Pienso en lo que haría yo si fuera Papa y creyera en la existencia de un Dios justo y misericordioso. Entonces me veo en Sarajevo. Aunque mi seguridad no estuviera garantizada por los hombres –mi alma estaría en manos de Dios-, exponiendo mi pobre cuerpo miserable al albur de la Providencia. Salto a otra imagen y me veo entre los pobres, a pie, sin papamóvil, sin jefes de estado que me reciban al pie de la escalera del avión esperando que deposite un ridículo beso en el sucio asfalto de la pista. Me veo proclamando la igualdad real de las mujeres, el amor –físico también- entre seres humanos que se necesitan. Me imagino compartiendo las alegrías y miserias de mis contemporáneos, sus tristezas, su dolor, su indignación ante la injusticia. Y me veo entre ellos, junto a ellos, no en un púlpito, no en un balcón, no en una plaza atestada de fans incondicionales. Son fantasías, claro. A veces sueño.

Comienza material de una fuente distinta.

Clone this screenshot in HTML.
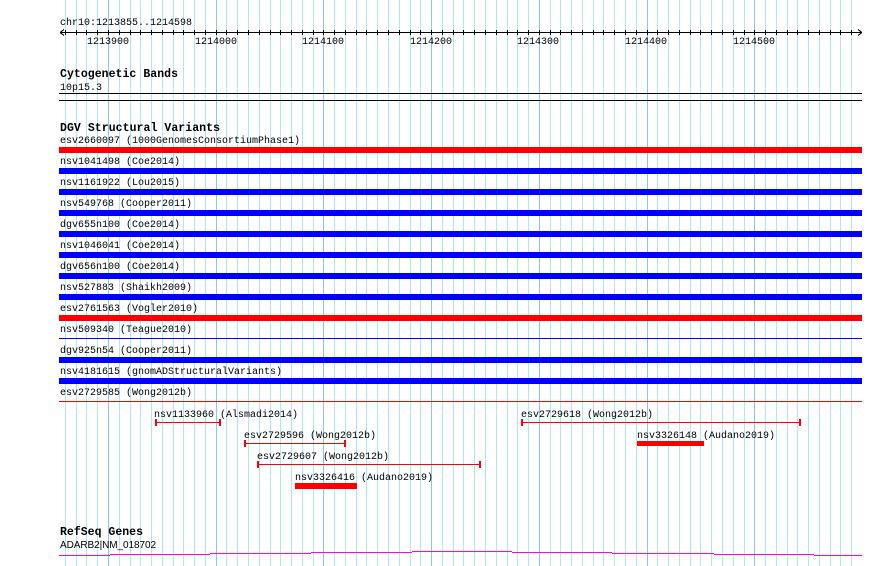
<!DOCTYPE html>
<html><head><meta charset="utf-8"><style>
html,body{margin:0;padding:0;background:#fff;width:890px;height:566px;overflow:hidden}
svg{display:block}
text{font-family:"Liberation Mono",monospace;font-size:10px;fill:#000}
.b{font-weight:bold;font-size:11.5px}
</style></head><body>
<svg width="890" height="566" viewBox="0 0 890 566" shape-rendering="crispEdges">
<g stroke="#b0e8f0" stroke-width="1">
<path d="M65.5 0V566M76.5 0V566M86.5 0V566M97.5 0V566M119.5 0V566M130.5 0V566M140.5 0V566M151.5 0V566M162.5 0V566M173.5 0V566M183.5 0V566M194.5 0V566M205.5 0V566M226.5 0V566M237.5 0V566M248.5 0V566M259.5 0V566M270.5 0V566M280.5 0V566M291.5 0V566M302.5 0V566M313.5 0V566M334.5 0V566M345.5 0V566M356.5 0V566M366.5 0V566M377.5 0V566M388.5 0V566M399.5 0V566M410.5 0V566M420.5 0V566M442.5 0V566M453.5 0V566M463.5 0V566M474.5 0V566M485.5 0V566M496.5 0V566M507.5 0V566M517.5 0V566M528.5 0V566M550.5 0V566M560.5 0V566M571.5 0V566M582.5 0V566M593.5 0V566M603.5 0V566M614.5 0V566M625.5 0V566M636.5 0V566M657.5 0V566M668.5 0V566M679.5 0V566M690.5 0V566M700.5 0V566M711.5 0V566M722.5 0V566M733.5 0V566M744.5 0V566M765.5 0V566M776.5 0V566M787.5 0V566M797.5 0V566M808.5 0V566M819.5 0V566M830.5 0V566M840.5 0V566M851.5 0V566"/>
</g>
<g stroke="#88c8f0" stroke-width="1">
<path d="M108.5 0V566M216.5 0V566M323.5 0V566M431.5 0V566M539.5 0V566M647.5 0V566M754.5 0V566"/>
</g>
<text x="60" y="25">chr10:1213855..1214598</text>
<g stroke="#000" stroke-width="1" fill="none">
<path d="M60 32.5H862"/>
<path d="M60 32.5l4 -3M60 32.5l4 3M862 32.5l-4 -3M862 32.5l-4 3"/>
<path d="M65.5 30V35M76.5 30V35M86.5 30V35M97.5 30V35M108.5 30V35M119.5 30V35M130.5 30V35M140.5 30V35M151.5 30V35M162.5 30V35M173.5 30V35M183.5 30V35M194.5 30V35M205.5 30V35M216.5 30V35M226.5 30V35M237.5 30V35M248.5 30V35M259.5 30V35M270.5 30V35M280.5 30V35M291.5 30V35M302.5 30V35M313.5 30V35M323.5 30V35M334.5 30V35M345.5 30V35M356.5 30V35M366.5 30V35M377.5 30V35M388.5 30V35M399.5 30V35M410.5 30V35M420.5 30V35M431.5 30V35M442.5 30V35M453.5 30V35M463.5 30V35M474.5 30V35M485.5 30V35M496.5 30V35M507.5 30V35M517.5 30V35M528.5 30V35M539.5 30V35M550.5 30V35M560.5 30V35M571.5 30V35M582.5 30V35M593.5 30V35M603.5 30V35M614.5 30V35M625.5 30V35M636.5 30V35M647.5 30V35M657.5 30V35M668.5 30V35M679.5 30V35M690.5 30V35M700.5 30V35M711.5 30V35M722.5 30V35M733.5 30V35M744.5 30V35M754.5 30V35M765.5 30V35M776.5 30V35M787.5 30V35M797.5 30V35M808.5 30V35M819.5 30V35M830.5 30V35M840.5 30V35M851.5 30V35"/>
</g>
<text x="87" y="44">1213900</text>
<text x="195" y="44">1214000</text>
<text x="302" y="44">1214100</text>
<text x="410" y="44">1214200</text>
<text x="517" y="44">1214300</text>
<text x="625" y="44">1214400</text>
<text x="733" y="44">1214500</text>
<text class="b" x="60" y="77" textLength="118">Cytogenetic Bands</text>
<text x="60" y="90">10p15.3</text>
<rect x="59" y="93" width="803" height="1" fill="#000"/>
<rect x="59" y="100" width="803" height="1" fill="#000"/>
<text class="b" x="60" y="131" textLength="160">DGV Structural Variants</text>
<text x="60" y="143">esv2660097 (1000GenomesConsortiumPhase1)</text>
<rect x="59" y="147" width="803" height="6" fill="#f00"/>
<text x="60" y="164">nsv1041498 (Coe2014)</text>
<rect x="59" y="168" width="803" height="6" fill="#00f"/>
<text x="60" y="185">nsv1161922 (Lou2015)</text>
<rect x="59" y="189" width="803" height="6" fill="#00f"/>
<text x="60" y="206">nsv549768 (Cooper2011)</text>
<rect x="59" y="210" width="803" height="6" fill="#00f"/>
<text x="60" y="227">dgv655n100 (Coe2014)</text>
<rect x="59" y="231" width="803" height="6" fill="#00f"/>
<text x="60" y="248">nsv1046041 (Coe2014)</text>
<rect x="59" y="252" width="803" height="6" fill="#00f"/>
<text x="60" y="269">dgv656n100 (Coe2014)</text>
<rect x="59" y="273" width="803" height="6" fill="#00f"/>
<text x="60" y="290">nsv527883 (Shaikh2009)</text>
<rect x="59" y="294" width="803" height="6" fill="#00f"/>
<text x="60" y="311">esv2761563 (Vogler2010)</text>
<rect x="59" y="315" width="803" height="6" fill="#f00"/>
<text x="60" y="332">nsv509340 (Teague2010)</text>
<rect x="59" y="338" width="803" height="1" fill="#00f"/>
<text x="60" y="353">dgv925n54 (Cooper2011)</text>
<rect x="59" y="357" width="803" height="6" fill="#00f"/>
<text x="60" y="374">nsv4181615 (gnomADStructuralVariants)</text>
<rect x="59" y="378" width="803" height="6" fill="#00f"/>
<text x="60" y="395">esv2729585 (Wong2012b)</text>
<rect x="59" y="401" width="803" height="1" fill="#f00"/>
<text x="154" y="417">nsv1133960 (Alsmadi2014)</text>
<text x="521" y="417">esv2729618 (Wong2012b)</text>
<text x="244" y="438">esv2729596 (Wong2012b)</text>
<text x="637" y="438">nsv3326148 (Audano2019)</text>
<text x="257" y="459">esv2729607 (Wong2012b)</text>
<text x="295" y="480">nsv3326416 (Audano2019)</text>
<g fill="#f00">
<rect x="156" y="422" width="64" height="1"/><rect x="155" y="419" width="2" height="7"/><rect x="219" y="419" width="2" height="7"/>
<rect x="521" y="422" width="280" height="1"/><rect x="521" y="419" width="2" height="7"/><rect x="799" y="419" width="2" height="7"/>
<rect x="245" y="443" width="100" height="1"/><rect x="244" y="440" width="2" height="7"/><rect x="344" y="440" width="2" height="7"/>
<rect x="637" y="441" width="67" height="5"/>
<rect x="258" y="464" width="222" height="1"/><rect x="257" y="461" width="2" height="7"/><rect x="479" y="461" width="2" height="7"/>
<rect x="295" y="483" width="62" height="6"/>
</g>
<text class="b" x="60" y="535" textLength="83">RefSeq Genes</text>
<text x="60" y="548" style="font-family:'Liberation Sans',sans-serif;font-size:10px" textLength="96">ADARB2|NM_018702</text>
<g fill="#f0f">
<rect x="59" y="555" width="51" height="1"/>
<rect x="110" y="554" width="100" height="1"/>
<rect x="210" y="553" width="101" height="1"/>
<rect x="311" y="552" width="101" height="1"/>
<rect x="412" y="551" width="100" height="1"/>
<rect x="512" y="552" width="100" height="1"/>
<rect x="612" y="553" width="102" height="1"/>
<rect x="714" y="554" width="100" height="1"/>
<rect x="814" y="555" width="48" height="1"/>
</g>
</svg>
</body></html>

¿Sabe que soñé el otro día? Yo era usted, y recibía en el Vaticano a una delegación japonesa. Fueron directos al grano: querían La Pietá. Ofrecían mil quinientos millones de dólares. Un cardenal siciliano cayó en redondo, casi se desnuca. ¡Vender esa obra genial, nunca! Todos estaban alborotados. Todos menos yo. Tomé una decisión casi al instante: ¡vendida!
Durante unos días tomé precauciones, ya sabe, con la comida y esas cosas. Después de todo más de un Papa ha muerto por sorpresa. Mandé hacer una copia exacta de la obra. A su lado hice instalar una placa. En ella se leía: Lo que usted está viendo es una copia. El original está enterrado en los corazones de cien mil niños ruandeses, en cien mil pozos en la India, en cien mil escuelas en todo el mundo, en hospitales, en herramientas, maquinaria agrícola, material de todo tipo.
Creo que en Japón la instalaron en una urna a prueba de todo, a la entrada de una fábrica de automóviles. Allí podía contemplarse el original, pero por alguna razón la gente prefería contemplar la copia.
Sólo era un sueño. Pero quería contárselo.